Multiple contributing rainfall station data can also be specified for larger catchment areas, with sub-catchment level weighting for proportional distribution. An option is also included to allow for "rain day" preservation on those catchments with multiple rainfall station contribution.
Antecedent rainfall often plays an important role in the rainfall-runoff process, particularly in the initial period of a simulation run. OPSIM provides support to overcome this modelling problem by automatically "pre-running" hydrology components within a model. This technique properly initialises catchment conditions prior to commencement of the simulation proper.
Mining operations usually include some form of tailings dam. Containment of contaminated water within a tailings dam if often of key importance to an operation.
The accumulation of tailings within a dam will reduce its capacity to store free water, and over time this will result in an ever-increasing risk of overflow, unless preventative action is taken. Typically, this risk of overflow is primarily associated with the occurrence of rainfall that is captured within the storage over a period of time.

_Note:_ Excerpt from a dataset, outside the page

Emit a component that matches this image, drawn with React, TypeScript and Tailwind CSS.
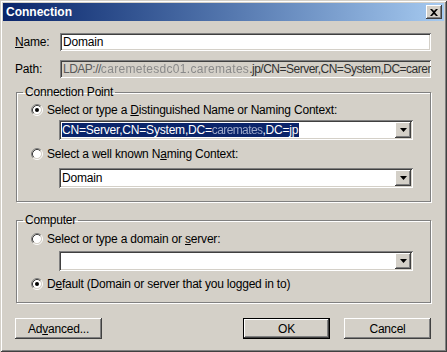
import type { ReactNode } from 'react';

const raised =
    'shadow-[inset_-1px_-1px_#404040,inset_1px_1px_#ffffff,inset_-2px_-2px_#808080,inset_2px_2px_#d4d0c8]';
const sunken =
    'shadow-[inset_1px_1px_#808080,inset_-1px_-1px_#ffffff,inset_2px_2px_#404040,inset_-2px_-2px_#d4d0c8]';

function Radio({ checked }: { checked?: boolean }) {
    return (
        <svg width="12" height="12" viewBox="0 0 12 12" className="shrink-0">
            <circle cx="6" cy="6" r="4.2" fill="#ffffff" />
            <path d="M2.11 9.89 A5.5 5.5 0 0 1 9.89 2.11" stroke="#808080" fill="none" />
            <path d="M9.89 2.11 A5.5 5.5 0 0 1 2.11 9.89" stroke="#ffffff" fill="none" />
            <path d="M2.82 9.18 A4.5 4.5 0 0 1 9.18 2.82" stroke="#404040" fill="none" />
            <path d="M9.18 2.82 A4.5 4.5 0 0 1 2.82 9.18" stroke="#d4d0c8" fill="none" />
            {checked && <circle cx="6" cy="6" r="2" fill="#000000" />}
        </svg>
    );
}

function RadioRow({ checked, children, className = '' }: { checked?: boolean; children: ReactNode; className?: string }) {
    return (
        <div className={`flex h-[14px] items-center gap-[4px] pl-[14px] ${className}`}>
            <Radio checked={checked} />
            <span className="leading-[14px]">{children}</span>
        </div>
    );
}

function Combo({ children, className = '' }: { children?: ReactNode; className?: string }) {
    return (
        <div className={`ml-[42px] mr-[17px] flex h-[20px] bg-white p-[2px] ${sunken} ${className}`}>
            <div className="flex flex-1 items-center overflow-hidden whitespace-nowrap pl-[1px] leading-[14px]">
                {children}
            </div>
            <div className={`flex h-full w-[16px] items-center justify-center bg-[#d4d0c8] ${raised}`}>
                <svg width="7" height="4" viewBox="0 0 7 4">
                    <polygon points="0,0 7,0 3.5,4" fill="#000000" />
                </svg>
            </div>
        </div>
    );
}

function Button({ children, isDefault }: { children: ReactNode; isDefault?: boolean }) {
    return (
        <div className={`h-[21px] w-[87px] ${isDefault ? 'border border-black' : ''}`}>
            <div className={`flex h-full w-full items-center justify-center bg-[#d4d0c8] ${raised}`}>
                {children}
            </div>
        </div>
    );
}

export default function App() {
    return (
        <div
            className="flex h-[352px] w-[447px] flex-col bg-[#d4d0c8] p-[3px] text-[12px] tracking-[-0.2px] text-black shadow-[inset_1px_1px_#d4d0c8,inset_-1px_-1px_#404040,inset_2px_2px_#ffffff,inset_-2px_-2px_#808080]"
            style={{ fontFamily: '"Liberation Sans", Arial, sans-serif' }}
        >
            {/* title bar */}
            <div className="flex h-[18px] items-center justify-between bg-gradient-to-r from-[#0a246a] to-[#a6caf0] pl-[3px] pr-[2px]">
                <span className="text-[12px] font-bold tracking-normal text-white">Connection</span>
                <div className={`flex h-[14px] w-[16px] items-center justify-center bg-[#d4d0c8] ${raised}`}>
                    <svg width="8" height="7" viewBox="0 0 8 7">
                        <path d="M0 0 L2 0 L4 2 L6 0 L8 0 L5 3.5 L8 7 L6 7 L4 5 L2 7 L0 7 L3 3.5 Z" fill="#000000" />
                    </svg>
                </div>
            </div>

            <div className="flex flex-1 flex-col pl-[12px] pr-[13px]">
                <div className="mt-[12px] flex h-[18px] items-center">
                    <span className="w-[45px]">
                        <u>N</u>ame:
                    </span>
                    <div className={`flex h-full flex-1 items-center bg-white pl-[3px] ${sunken}`}>Domain</div>
                </div>

                <div className="mt-[9px] flex h-[18px] items-center">
                    <span className="w-[45px]">Path:</span>
                    <div
                        className={`flex h-full flex-1 items-center overflow-hidden whitespace-nowrap bg-[#d4d0c8] pl-[3px] tracking-[-0.5px] text-[#303030] ${sunken}`}
                    >
                        <span className="text-[#5a5a5a]">LDAP://</span>
                        <span className="tracking-[0.3px] text-[#8a8a8a] blur-[0.7px]">caremetesdc01.caremates</span>
                        <span>.jp/CN=Server,CN=System,DC=carema</span>
                    </div>
                </div>

                <fieldset className="ml-[1px] mt-[7px] border border-[#808080] pb-[13px] shadow-[inset_1px_1px_#ffffff,1px_1px_#ffffff]">
                    <legend className="ml-[6px] px-[2px] leading-[14px]">Connection Point</legend>
                    <RadioRow checked className="mt-[4px]">
                        Select or type a <u>D</u>istinguished Name or Naming Context:
                    </RadioRow>
                    <Combo className="mt-[3px]">
                        <span className="bg-[#0a246a] pr-[1px] text-white">
                            CN=Server,CN=System,DC=
                            <span className="tracking-[-0.6px] text-[#9aa6c8] blur-[0.7px]">caremates</span>
                            ,DC=jp
                        </span>
                    </Combo>
                    <RadioRow className="mt-[7px]">
                        Select a well known N<u>a</u>ming Context:
                    </RadioRow>
                    <Combo className="mt-[7px]">Domain</Combo>
                </fieldset>

                <fieldset className="ml-[1px] mt-[11px] border border-[#808080] pb-[11px] shadow-[inset_1px_1px_#ffffff,1px_1px_#ffffff]">
                    <legend className="ml-[6px] px-[2px] leading-[14px]">Computer</legend>
                    <RadioRow className="mt-[5px]">
                        Select or type a domain or <u>s</u>erver:
                    </RadioRow>
                    <Combo className="mt-[5px]" />
                    <RadioRow checked className="mt-[6px]">
                        D<u>e</u>fault (Domain or server that you logged in to)
                    </RadioRow>
                </fieldset>

                <div className="mt-[15px] flex items-center">
                    <Button>
                        Ad<u>v</u>anced...
                    </Button>
                    <div className="flex-1" />
                    <Button isDefault>OK</Button>
                    <div className="w-[14px]" />
                    <Button>Cancel</Button>
                </div>
            </div>
        </div>
    );
}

A common use of OPSIM is to inform water management system operators of the likelihood of occurrence of certain circumstances at a future date — such as tailings dam spill, for example. OPSIM's forecasting capabilities are perfectly suited to this application, and provide operators with a substantiated basis for risk based decision making.

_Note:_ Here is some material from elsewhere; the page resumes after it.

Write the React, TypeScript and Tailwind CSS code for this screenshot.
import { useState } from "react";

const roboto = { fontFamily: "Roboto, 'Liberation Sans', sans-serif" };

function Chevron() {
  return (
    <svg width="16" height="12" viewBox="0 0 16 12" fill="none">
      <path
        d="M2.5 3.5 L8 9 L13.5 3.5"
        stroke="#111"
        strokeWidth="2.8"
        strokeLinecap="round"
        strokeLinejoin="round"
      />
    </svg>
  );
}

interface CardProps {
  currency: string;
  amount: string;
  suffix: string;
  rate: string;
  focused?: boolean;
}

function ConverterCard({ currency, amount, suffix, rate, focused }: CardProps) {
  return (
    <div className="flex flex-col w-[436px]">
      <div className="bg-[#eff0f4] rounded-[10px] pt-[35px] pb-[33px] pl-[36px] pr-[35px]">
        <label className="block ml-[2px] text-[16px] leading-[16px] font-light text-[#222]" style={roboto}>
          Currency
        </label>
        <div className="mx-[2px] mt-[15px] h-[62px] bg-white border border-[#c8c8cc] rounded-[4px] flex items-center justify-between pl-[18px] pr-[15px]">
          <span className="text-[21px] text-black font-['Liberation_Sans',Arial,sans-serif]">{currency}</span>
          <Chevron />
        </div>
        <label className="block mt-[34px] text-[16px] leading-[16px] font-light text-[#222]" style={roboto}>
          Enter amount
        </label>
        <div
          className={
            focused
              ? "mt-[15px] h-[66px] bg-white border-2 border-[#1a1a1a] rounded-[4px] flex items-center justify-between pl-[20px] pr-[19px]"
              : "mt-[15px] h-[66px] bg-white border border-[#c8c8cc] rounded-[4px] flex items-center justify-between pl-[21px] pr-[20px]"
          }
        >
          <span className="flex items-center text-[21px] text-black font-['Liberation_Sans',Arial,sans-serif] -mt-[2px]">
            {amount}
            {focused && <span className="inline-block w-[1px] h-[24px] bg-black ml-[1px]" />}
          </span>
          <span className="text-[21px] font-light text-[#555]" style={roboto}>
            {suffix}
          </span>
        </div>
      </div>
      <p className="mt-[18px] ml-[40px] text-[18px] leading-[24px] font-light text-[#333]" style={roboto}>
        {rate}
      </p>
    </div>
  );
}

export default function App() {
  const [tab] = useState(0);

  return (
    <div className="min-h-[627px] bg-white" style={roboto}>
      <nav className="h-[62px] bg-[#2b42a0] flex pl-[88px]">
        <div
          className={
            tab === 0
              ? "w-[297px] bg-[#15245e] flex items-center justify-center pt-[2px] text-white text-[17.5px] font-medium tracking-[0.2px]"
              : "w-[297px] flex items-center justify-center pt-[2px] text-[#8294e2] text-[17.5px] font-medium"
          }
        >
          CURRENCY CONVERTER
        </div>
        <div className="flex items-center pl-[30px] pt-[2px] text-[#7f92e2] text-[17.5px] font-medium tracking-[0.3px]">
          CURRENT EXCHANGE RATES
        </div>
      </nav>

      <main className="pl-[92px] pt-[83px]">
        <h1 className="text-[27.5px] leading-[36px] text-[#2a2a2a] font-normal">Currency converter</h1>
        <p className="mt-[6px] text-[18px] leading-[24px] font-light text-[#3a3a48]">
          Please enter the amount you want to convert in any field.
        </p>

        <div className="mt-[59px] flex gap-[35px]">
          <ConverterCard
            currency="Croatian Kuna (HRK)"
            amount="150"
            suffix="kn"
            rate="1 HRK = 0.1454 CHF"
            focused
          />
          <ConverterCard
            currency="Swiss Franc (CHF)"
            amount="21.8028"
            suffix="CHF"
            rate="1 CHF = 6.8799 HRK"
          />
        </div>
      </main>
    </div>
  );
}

Of course, the other application of these same techniques is for the initial sizing of tailings storages (or their raising) to meet with both tailings and free water containment requirements, over a prescribed period of time.
The linked scenario feature allows multiple simulations to be connected in time regardless of the number of changes to operating rules and nodes. This function makes OPSIM capable of seamlessly simulating changes in operational procedure, and capable of exploring a wide range of future possible operating parameters. This feature is particularly suited to life-of-mine planning where contaminated water inventories may need to be managed for a considerable period of time.

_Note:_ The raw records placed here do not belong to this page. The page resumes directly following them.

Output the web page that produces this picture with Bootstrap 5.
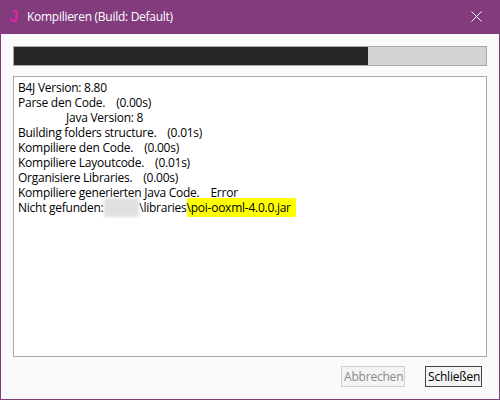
<!DOCTYPE html>
<html lang="de">
<head>
<meta charset="utf-8">
<title>Kompilieren (Build: Default)</title>
<link href="https://cdn.jsdelivr.net/npm/bootstrap@5.3.0/dist/css/bootstrap.min.css" rel="stylesheet">
<style>
html, body { height: 100%; margin: 0; overflow: hidden; }
body { background: #fafafa; font-family: "Open Sans", "Noto Sans", sans-serif; font-size: 12px; color: #000; }
.dlg-win { width: 500px; height: 400px; border: 1px solid #823b7c; border-top: 0; background: #fafafa; }
.dlg-title { height: 34px; margin: 0 -1px; background: #823b7c; color: #fff; padding-left: 9px; padding-right: 18px; padding-bottom: 1px; font-size: 12px; letter-spacing: -.28px; flex: none; }
.dlg-logo { color: #d9269c; font-family: "Liberation Sans", sans-serif; font-weight: 700; font-size: 17px; width: 18px; line-height: 1; }
.dlg-bar { height: 20px; margin: 12px 12px 0; border: 1px solid #a9a9a9; border-radius: 0; background: #d3d3d3; flex: none; }
.dlg-fill { width: 354px; background: #262626; }
.dlg-log { height: 281px; margin: 10px 12px 0; border: 1px solid #a9a9a9; background: #fff; padding: 3px 4px; line-height: 15px; letter-spacing: -.25px; flex: none; }
.dlg-log > div { white-space: pre; height: 15px; }
.dlg-indent { padding-left: 48px; }
.dlg-gap { padding-left: 11px; }
.dlg-blur { display: inline-block; vertical-align: top; width: 35px; height: 19px; margin: -2px 0 -2px -2px; background: #e0e0e0; filter: blur(1.5px); }
.dlg-hl { background: #ffff00; display: inline-block; vertical-align: top; height: 19px; margin-top: -2px; padding: 2px 5px 0 0; }
.dlg-foot { margin: 9px 17px 0 0; }
.dlg-btn { height: 21px; padding: 0 2px; border-radius: 0; font-size: 12px; line-height: 17px; letter-spacing: -.2px; background: #f4f4f4; color: #000; white-space: nowrap; }
.dlg-btn-off { width: 64px; --bs-btn-disabled-color: #8a8a8a; --bs-btn-disabled-bg: #f4f4f4; --bs-btn-disabled-border-color: #cfcfcf; --bs-btn-disabled-opacity: 1; }
.dlg-btn-on { width: 57px; border: 1px solid #444; margin-left: 20px; }
</style>
</head>
<body>
<div class="dlg-win d-flex flex-column">
  <div class="dlg-title d-flex align-items-center">
    <span class="dlg-logo">J</span>
    <span class="flex-grow-1">Kompilieren (Build: Default)</span>
    <svg width="11" height="11" viewBox="0 0 11 11" aria-label="Schließen"><path d="M.5.5l10 10M10.500.5l-10 10" stroke="#fff" stroke-width="1" fill="none"/></svg>
  </div>
  <div class="progress dlg-bar"><div class="progress-bar dlg-fill"></div></div>
  <div class="dlg-log">
<div>B4J Version: 8.80</div>
<div>Parse den Code.<span class="dlg-gap">(0.00s)</span></div>
<div class="dlg-indent">Java Version: 8</div>
<div>Building folders structure.<span class="dlg-gap">(0.01s)</span></div>
<div>Kompiliere den Code.<span class="dlg-gap">(0.00s)</span></div>
<div>Kompiliere Layoutcode.<span class="dlg-gap">(0.01s)</span></div>
<div>Organisiere Libraries.<span class="dlg-gap">(0.00s)</span></div>
<div>Kompiliere generierten Java Code.<span class="dlg-gap">Error</span></div>
<div>Nicht gefunden: <span class="dlg-blur"></span>\libraries<span class="dlg-hl">\poi-ooxml-4.0.0.jar</span></div>
  </div>
  <div class="dlg-foot d-flex justify-content-end">
    <button type="button" class="btn dlg-btn dlg-btn-off" disabled>Abbrechen</button>
    <button type="button" class="btn dlg-btn dlg-btn-on">Schließen</button>
  </div>
</div>
<script src="https://cdn.jsdelivr.net/npm/bootstrap@5.3.0/dist/js/bootstrap.bundle.min.js"></script>
</body>
</html>
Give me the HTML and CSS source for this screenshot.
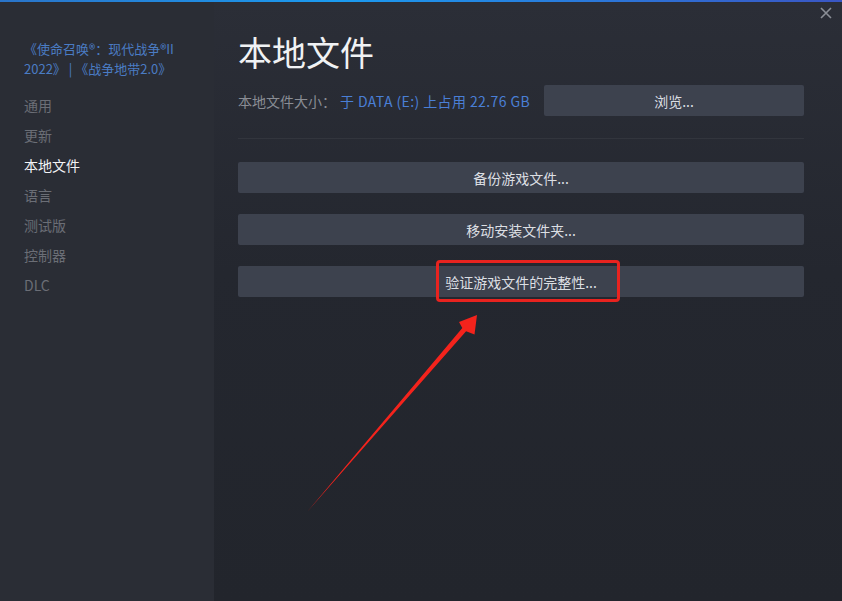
FILE: index.html
```html
<!DOCTYPE html>
<html lang="zh-CN">
<head>
<meta charset="utf-8">
<title>本地文件</title>
<link rel="stylesheet" href="styles.css">
</head>
<body>
<div class="window">
  <div class="topbar"></div>
  <div class="body">
    <aside class="sidebar">
      <div class="game-title">《使命召唤®：现代战争®II 2022》 | 《战争地带2.0》</div>
      <nav class="nav">
        <div class="nav-item">通用</div>
        <div class="nav-item">更新</div>
        <div class="nav-item active">本地文件</div>
        <div class="nav-item">语言</div>
        <div class="nav-item">测试版</div>
        <div class="nav-item">控制器</div>
        <div class="nav-item">DLC</div>
      </nav>
    </aside>
    <main class="main">
      <h1 class="title">本地文件</h1>
      <div class="size-row">
        <span class="size-label">本地文件大小：</span>
        <span class="size-value">于 DATA (E:) 上占用 22.76 GB</span>
        <button class="btn browse">浏览...</button>
      </div>
      <div class="sep"></div>
      <div class="actions">
        <button class="btn wide">备份游戏文件...</button>
        <button class="btn wide">移动安装文件夹...</button>
        <button class="btn wide">验证游戏文件的完整性...</button>
      </div>
    </main>
  </div>
  <div class="close">
    <svg width="12" height="12" viewBox="0 0 12 12"><path d="M1 1L11 11M11 1L1 11" stroke="#8b8f97" stroke-width="1.6" fill="none"/></svg>
  </div>
  <div class="highlight"></div>
  <svg class="arrow" width="842" height="601" viewBox="0 0 842 601">
    <polygon points="307,512 466.1,331.2 474.5,334.5 477,315 459,322 462.3,328" fill="#f4231c"/>
  </svg>
</div>
</body>
</html>
```
FILE: styles.css
```css
* { box-sizing: border-box; }
html, body { margin: 0; padding: 0; }
body {
  width: 842px;
  height: 601px;
  overflow: hidden;
  background: #24272f;
  font-family: "Noto Sans CJK SC", "Noto Sans", "Liberation Sans", sans-serif;
}
.window {
  position: relative;
  width: 842px;
  height: 601px;
  display: flex;
  flex-direction: column;
}
.topbar {
  height: 2px;
  flex: none;
  background: linear-gradient(90deg, #2a74c9 0%, #1b9bf0 40%, #3a56c4 100%);
}
.body {
  flex: 1;
  display: flex;
}
.sidebar {
  width: 214px;
  flex: none;
  background: #2a2d35;
  padding: 37px 20px 0 24px;
}
.game-title {
  color: #4a7cc4;
  font-size: 13px;
  line-height: 20px;
}
.nav {
  margin-top: 11px;
  display: flex;
  flex-direction: column;
}
.nav-item {
  height: 30px;
  line-height: 30px;
  font-size: 14px;
  color: #6b6e76;
}
.nav-item.active {
  color: #f2f3f5;
}
.main {
  flex: 1;
  background: linear-gradient(180deg, #2b2e37 0%, #24272f 45%, #22252c 100%);
  padding: 30px 38px 0 24px;
}
.title {
  margin: 0;
  font-size: 34px;
  line-height: 40px;
  font-weight: 400;
  color: #f0f2f4;
}
.size-row {
  margin-top: 13px;
  height: 31px;
  display: flex;
  align-items: center;
  font-size: 14px;
}
.size-label { color: #8a8d94; }
.size-value { color: #4a7fd6; margin-left: 4px; letter-spacing: 0.4px; }
.btn {
  border: none;
  background: #3d424e;
  color: #dcdfe3;
  font-family: inherit;
  font-size: 14px;
  height: 31px;
  border-radius: 2px;
  padding: 0;
}
.browse {
  margin-left: auto;
  width: 260px;
}
.sep {
  margin-top: 22px;
  height: 1px;
  background: #32353d;
}
.actions {
  margin-top: 23px;
  display: flex;
  flex-direction: column;
  gap: 21px;
}
.wide { width: 100%; }
.close {
  position: absolute;
  top: 7px;
  right: 10px;
  width: 12px;
  height: 12px;
  display: flex;
}
.highlight {
  position: absolute;
  left: 436px;
  top: 260px;
  width: 184px;
  height: 42px;
  border: 3px solid #e8231f;
  border-radius: 4px;
}
.arrow {
  position: absolute;
  left: 0;
  top: 0;
  pointer-events: none;
}
```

Every model created in OPSIM has a unique ID associated with it so documents can be tracked. Models can also be locked, turning them into a mastered document. Mastered documents are encrypted, and only the simulation dates and outputs can be modified, with all other simulation parameters being locked. This means that once a validated model is created it can be locked and distributed as a controlled document, and other users can use that model and be certain that it has not been modified.
Due to OPSIMs powerful computational engine, it can be used to perform and post process multiple types of analysis from a single system model. These tasks include model calibration, which is made easy through the analysis interface; time series analysis, which can be performed to generate statistics at different time resolutions; event based analysis using system simulation triggers, such as spill events; and statistical analysis to calculate annual exceedance probabilities (AEP) or percentage of time (POT) plots.
OPSIM implements Water Accounting Framework (WAF) requirements for the quantification of the operational efficiencies of specified tasks within a modeled water management system. This is undertaken through the assignment of water quality based categories to the various inflow streams to the tasks. Assessment of operational efficiencies is made by tracking water category flow volumes through the course of simulation. Reporting includes comprehensive account of all water inventories entering, leaving and retained within each task of the water management system under assessment.
OPSIM's WAF implementation of operational efficiency and reporting calculations are in alignment with the framework for the Global Reporting Initiative (GRI, Amsterdam 2010) as applied by the Mineral Council of Australia (MCA, 2014).